Ronke, Simi and Boo are inseparable mixed-race friends living in London. They have the gift of two cultures, Nigerian and English, though they don’t all see it that way.
Everyday racism has never held them back, but now in their thirties, they question their future. Ronke wants a husband (he must be Nigerian); Boo enjoys (correction: endures) stay-at-home motherhood; while Simi, full of fashion-career dreams, rolls her eyes as her boss refers yet again to her ‘urban vibe’.
When Isobel, a lethally glamourous friend from their past, arrives in town, she is determined to fix their futures for them
Cracks in their friendship begin to appear, and it is soon obvious that Isobel is not sorting but wrecking. When she is driven to a terrible act, the women are forced to reckon with a crime in their past that may just have repeated itself.
First things first, huge, massive thanks to Alison Barrow for sending me a proof copy of Wahala, whipping up quite a storm on social media, this is going to be one popular read when it publishes in January. Wahala, a word I was previously unfamiliar with, means trouble and what an apt title for this book.
Ronke, Boo and Simi are best friends since university. Strong, independent women doing their thing. All mixed race – British / Nigerian, all holding different opinions about this. Ronke embraces her Nigerian heritage, the culture, the food and the men, while Simi and Boo have less strong views on their Nigerian routes, living in London the 3 women are at various stages in life. Enter Isobel and old school friend of Simi’s from Nigeria, strikingly beautiful and keen to join this group. Friendly, outgoing and generous she is eager to learn about each woman and be a part of their lives.
But all is not as it seems, trouble is on the horizon and this strong female friendship group finds itself rocked to the core. A compelling read, Wahala was a book that I was happy to read, happy to let me be distracted from other things and enjoy a relaxing time engrossed in this book. Contemporary and engaging I particularly liked Ronke as a character, but Simi’s fashion interests also appealed. Boo was struggling and this was tangible in the writing and as such I found it harder to warm to her. Isobel, what to say about Isobel, I was impressed with the way the book was written, allowing the reader small insights into her character which were absent to the other protagonists. Meaning I read this book with a sense of foreboding, some suspicion about what was to come and this created an excellent sense of suspense.
Themes of race, mixed race, skin colour and identity were central to this book but I also liked the role of fathers here, in terms of Ronke seeking a Nigerian man to replace her deceased father, while for Simi and Boo their more complicated relationships with their dads impacted their choice of man.
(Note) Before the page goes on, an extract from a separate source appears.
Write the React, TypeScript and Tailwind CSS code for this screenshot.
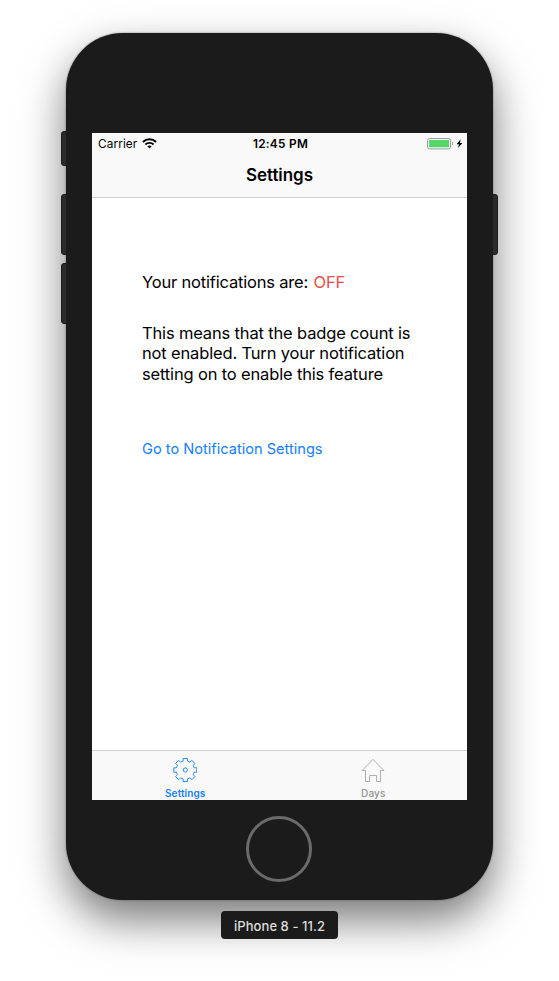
import React from "react";

const teeth = [0, 45, 90, 135, 180, 225, 270, 315];

function gearPath(): string {
  const points: string[] = [];
  const profile: [number, number][] = [
    [-2.2, -8.9],
    [-2.2, -11.5],
    [2.2, -11.5],
    [2.2, -8.9],
  ];
  for (const deg of teeth) {
    const a = (deg * Math.PI) / 180;
    for (const [x, y] of profile) {
      const px = x * Math.cos(a) - y * Math.sin(a);
      const py = x * Math.sin(a) + y * Math.cos(a);
      points.push(`${px.toFixed(2)} ${py.toFixed(2)}`);
    }
  }
  return `M${points.join("L")}Z`;
}

function GearIcon() {
  return (
    <svg className="h-6 w-6" viewBox="-12.3 -12 24 24" fill="none" stroke="currentColor" strokeWidth=".9">
      <path d={gearPath()} strokeLinejoin="round" />
      <circle r="2.1" />
    </svg>
  );
}

function HouseIcon() {
  return (
    <svg className="h-6 w-6 text-[#a6a6a6]" viewBox="0 0 24 24" fill="none" stroke="currentColor" strokeWidth=".9">
      <path d="M12 1.4L1.1 12.5H4.5V23.5H8.5V17.5H15.5V23.5H19.5V12.5H22.9Z" />
    </svg>
  );
}

function WifiIcon() {
  return (
    <svg className="h-[11px] w-[15px]" viewBox="0 0 15 11" fill="none" stroke="#000">
      <path d="M.9 3.9C4.6.5 10.4.5 14.1 3.9" strokeWidth="2" />
      <path d="M3.4 6.5C5.7 4.4 9.3 4.4 11.6 6.5" strokeWidth="1.8" />
      <path d="M5.3 8.3C6.5 7.2 8.5 7.2 9.7 8.3L7.5 10.6Z" fill="#000" stroke="none" />
    </svg>
  );
}

function Battery() {
  return (
    <svg className="h-3 w-[36px]" viewBox="0 0 36 12">
      <rect x=".5" y=".5" width="23" height="10.4" rx="2" fill="none" stroke="#9c9c9c" />
      <rect x="2" y="2.1" width="20" height="7.2" rx=".5" fill="#53d769" />
      <path d="M25 3.8C26.5 4.4 26.5 7 25 7.6Z" fill="#999" />
      <path d="M33.6 1.2L29.6 6.3H32L31 10L35.4 4.9H33Z" fill="#000" />
    </svg>
  );
}

const sideKey = "w-[6px] border border-[#1b1b1b] bg-[#2b2b2b]";

export default function App() {
  return (
    <div className="flex h-[981px] w-[559px] flex-col items-center overflow-hidden bg-white pt-[33px] font-['Inter',sans-serif] text-black">
      <div className="flex w-[437px]">
        <div className="z-10 -mr-px flex w-[6px] flex-col pt-[98px]">
          <div className={`${sideKey} h-[35px] rounded-l-[3px]`} />
          <div className={`${sideKey} mt-7 h-[61px] rounded-l-[3px]`} />
          <div className={`${sideKey} mt-2 h-[61px] rounded-l-[3px]`} />
        </div>

        <div className="flex h-[867px] w-[427px] flex-col items-center rounded-[57px] bg-[#1b1b1b] pt-[100px] shadow-[0_0_2px_rgba(0,0,0,0.45),0_20px_44px_rgba(0,0,0,0.53)]">
          <div className="flex h-[667px] w-[375px] flex-col bg-white">
            <header className="h-[65px] border-b border-[#cfcfcf] bg-[#f9f9f9]">
              <div className="grid h-5 grid-cols-[1fr_auto_1fr] items-center pl-[6px] pr-1 text-[11.8px] leading-5">
                <div className="flex items-center gap-[5px]">
                  <span className="pt-px tracking-[0.1px]">Carrier</span>
                  <WifiIcon />
                </div>
                <span className="pt-px font-semibold tracking-[0.3px]">12:45 PM</span>
                <div className="flex justify-end">
                  <Battery />
                </div>
              </div>
              <h1 className="text-center text-[17px] font-semibold leading-[44px] tracking-[-0.05px]">Settings</h1>
            </header>

            <main className="flex-1 pl-[50px] pt-[74px] text-[16.5px] leading-5">
              <p className="whitespace-nowrap tracking-[-0.19px]">
                Your notifications are: <span className="ml-px text-[#eb4d47]">OFF</span>
              </p>
              <p className="mt-[31px] whitespace-nowrap leading-[20.3px] tracking-[-0.16px]">
                This means that the badge count is
                <br />
                not enabled. Turn your notification
                <br />
                setting on to enable this feature
              </p>
              <button className="mt-[55px] block whitespace-nowrap text-[14.6px] leading-5 text-[#147efb]">
                Go to Notification Settings
              </button>
            </main>

            <nav className="grid h-[50px] grid-cols-2 border-t border-[#cfcfcf] bg-[#f9f9f9] text-[10px] font-medium leading-3">
              <div className="flex flex-col items-center pr-px pt-[7px] text-[#147efb]">
                <GearIcon />
                <span className="mt-[5px] font-semibold tracking-[0.1px]">Settings</span>
              </div>
              <div className="flex flex-col items-center pt-[7px] text-[#929292]">
                <HouseIcon />
                <span className="mt-[5px] tracking-[0.1px]">Days</span>
              </div>
            </nav>
          </div>
          <div className="mr-px mt-4 h-[66px] w-[66px] rounded-full border-3 border-[#6b6b6b]" />
        </div>

        <div className="z-10 -ml-px w-[6px] pt-[161px]">
          <div className={`${sideKey} h-[61px] rounded-r-[3px]`} />
        </div>
      </div>

      <div className="z-10 mt-[11px] flex h-7 w-[117px] items-center justify-center rounded bg-[#1b1b1b] pt-[3px] text-[13px] font-medium tracking-[0.07px] text-[#dedede]">
        iPhone 8 - 11.2
      </div>
    </div>
  );
}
Food was key, with Ronke being a foodie who really embraced her Nigerian culture in cooking and dining, but also nurtured those she loved with food.
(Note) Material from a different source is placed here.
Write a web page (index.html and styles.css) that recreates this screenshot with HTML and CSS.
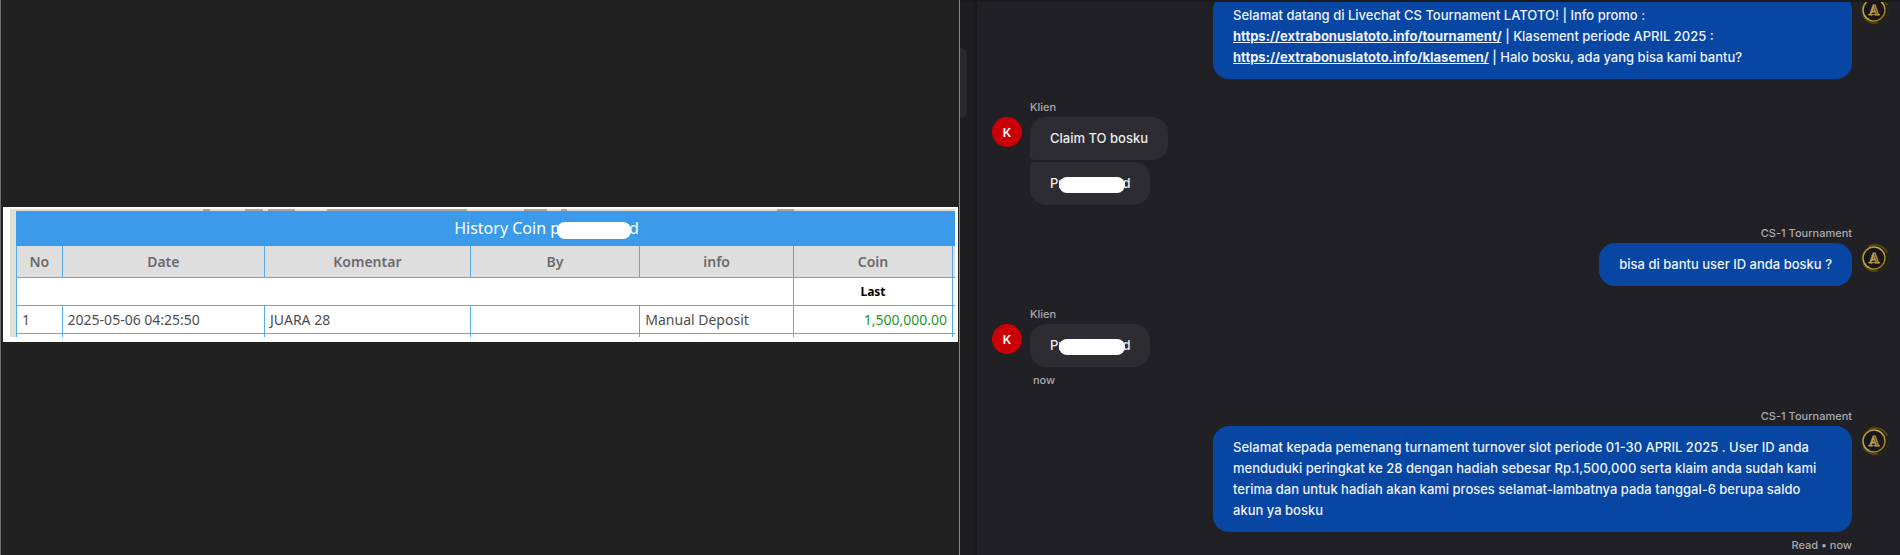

This book was written in the third person with chapters devoted to one of the three main characters, this worked well as a way of introducing the characters and I enjoyed this progression through the book although often their stories merged as the book progressed. This was an original read which I found to be a compelling character driven novel which I enjoyed immensely and would highly recommend.
About the Author
Born in Bristol and raised in Lagos, Nikki May is Nigerian – British. At twenty, she dropped out of medical school, moved to London, and began a career in advertising, going on to run a successful agency. Her debut novel Wahala is inspired by a long lunch with friends. It will be published around the world and is due to be turned into a major TV serial. Nikki lives in Dorset with her husband and two standard Schnauzers.